MORE MATCH-FIXING: THE STAR reported Malaysia club Johor Manager On Jabbar "has rubbished allegations that several of his players threw a match and welcomed investigations into the matter." His players "are alleged to have thrown away the Malaysia Cup Group A match against Sime Darby FC." Jabbar: "This is football ... we cannot always get the result that we want but to make allegations about my players being involved with bookies is uncalled for" (THE STAR, 9/19).
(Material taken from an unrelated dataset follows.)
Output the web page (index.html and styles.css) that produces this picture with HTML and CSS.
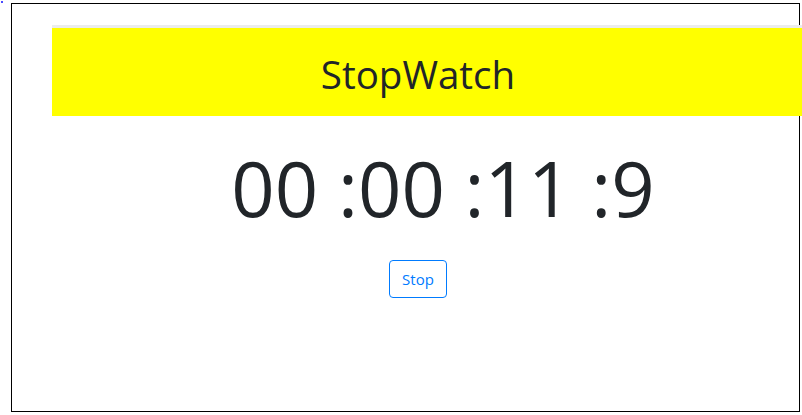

The Qatar FA launched a new tournament Tuesday, "declaring it to be another step forward in the development of football in the country," according to GULF TIMES. QFA Dir of Competitions Hamad al-Mannai said, "The introduction of the 'Q League' creates another competitive opportunity for young players of the nation, which can enhance and support what we're doing with the Qatar Stars League." The competition "will comprise 18 clubs, including 14 from the Reserve League and four from the Second Division." The competition "will be played on league format with the top two promoted to the QSL, while the 13th and 14th placed teams in the QSL will be relegated to the Q League" (GULF TIMES, 9/18).
Japan's 20-year-old J.League will revert to a two-stage season in '15, hoping to lure back spectators and sponsors, despite protests from fans and some club owners. The J.League's board of directors formally approved a new two-stage format Wednesday (J.League). ... The "rainbow laces" campaign to kick homophobia out of football "has come under fire from another gay rights group who have criticised its slogan 'Right Behind Gay Players' for being a 'sexualised innuendo.'" The campaign "is being run by gay rights charity Stonewall and bookmakers Paddy Power who have sent sets of multi-coloured laces to all professional clubs in England and Scotland asking players to wear them in support this weekend." However, the group "Football v Homophobia" said that "it withdrew support for the campaign after the bookmaker refused to change the tag line" (London TELEGRAPH, 9/19).